If the Secretary of State intervenes under the expanded powers, the existing public interest process under EA02 would be followed. Thus, he or she would become the final decision-maker as to whether the deal should be cleared or prohibited, provided he or she continues to think the public interest consideration remains relevant.
An impact assessment published as part of the consultation response sets out that the Government estimates that it will issue an intervention notice on national security grounds in 1 to 6 cases per year as a result of the new regime. Given that the Government has only intervened on national security grounds in seven transactions in the last 15 years (0.5 interventions per year) under the existing provisions, this is perhaps a surprisingly large number.
The way in which the Government has chosen to implement the changes means that the new regime would technically allow the Secretary of State to intervene on any of the currently specified public interest grounds in any deal where the target is active in a specified sector and the new, lower thresholds are met. However, the Government states that it cannot foresee any circumstances in which transactions involving firms in the specified sectors would give rise to media plurality or financial stability concerns. National security should be the only relevant consideration.

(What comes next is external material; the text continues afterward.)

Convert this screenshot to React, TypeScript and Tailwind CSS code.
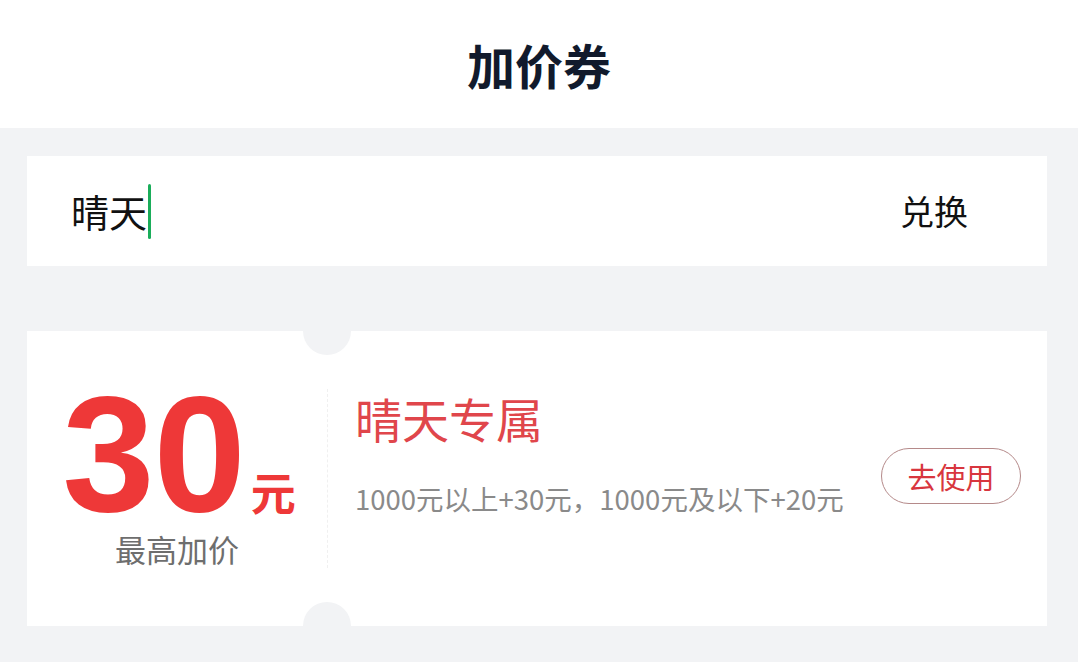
const cjk = "font-['Noto_Sans_CJK_SC',sans-serif]";

const Notch = ({ pos }: { pos: "top" | "bottom" }) => (
  <div
    className={`absolute left-[276px] h-[48px] w-[48px] rounded-full bg-[#f2f3f5] ${
      pos === "top" ? "-top-[24px]" : "-bottom-[24px]"
    }`}
  />
);

const App = () => {
  return (
    <div className={`min-h-[662px] w-[1078px] bg-[#f2f3f5] ${cjk}`}>
      <header className="flex h-[128px] items-center justify-center bg-white">
        <h1 className="text-[48px] font-bold leading-none text-[#111a2c]">加价券</h1>
      </header>

      <div className="ml-[27px] w-[1020px] pt-[28px]">
        {/* exchange input */}
        <div className="flex h-[110px] items-center justify-between bg-white pl-[44px] pr-[79px]">
          <div className="flex items-center">
            <span className="text-[38px] leading-none text-[#111]">晴天</span>
            <span className="ml-[1px] h-[55px] w-[3px] rounded-sm bg-[#1aad5a]" />
          </div>
          <button className="text-[34px] leading-none text-[#111]">兑换</button>
        </div>

        {/* coupon */}
        <div className="relative mt-[65px] flex h-[295px] overflow-hidden bg-white">
          <Notch pos="top" />
          <Notch pos="bottom" />

          <div className="flex w-[300px] flex-col items-center pt-[53px]">
            <div className="flex items-baseline pl-[4px]">
              <span className="font-['Liberation_Sans',sans-serif] text-[166px] font-bold leading-[140px] tracking-[-1px] text-[#ee3838]">
                30
              </span>
              <span className="ml-[6px] text-[45px] font-bold leading-none text-[#ee3838]">元</span>
            </div>
            <span className="mt-[9px] text-[31px] leading-none text-[#6e6e6e]">最高加价</span>
          </div>

          <div className="my-[58px] border-l border-dashed border-[#f0f0f0]" />

          <div className="flex flex-1 items-start justify-between pl-[27px] pr-[26px] pt-[63px]">
            <div className="flex flex-col">
              <span className="text-[47px] leading-none text-[#e0464b]">晴天专属</span>
              <span className="mt-[44px] text-[27.5px] leading-none text-[#8a8a8a]">
                1000元以上+30元，1000元及以下+20元
              </span>
            </div>
            <button className="mt-[54px] flex h-[56px] w-[140px] items-center justify-center rounded-full border border-[#b58a8a] text-[29px] leading-none text-[#d8363e]">
              去使用
            </button>
          </div>
        </div>
      </div>
    </div>
  );
};

export default App;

The reduced thresholds also apply to the Competition and Markets Authority's (CMA) power to conduct competition assessments under EA02. However, the CMA has published draft guidance on the new rules in which it states that it does not expect the changes to bring about a material change in its approach.
The intended expanded regime is not premised on there being any foreign investment element: the powers would apply equally to UK acquirers. However, the Government indicates that in practice foreign investment is more likely to raise national security concerns.
The draft legislation published thus far does not cover the reduced turnover test. But this is expected to be published shortly. The Government intends that all the "short-term" changes will be introduced simultaneously and has stated that the new rules will not have retrospective application.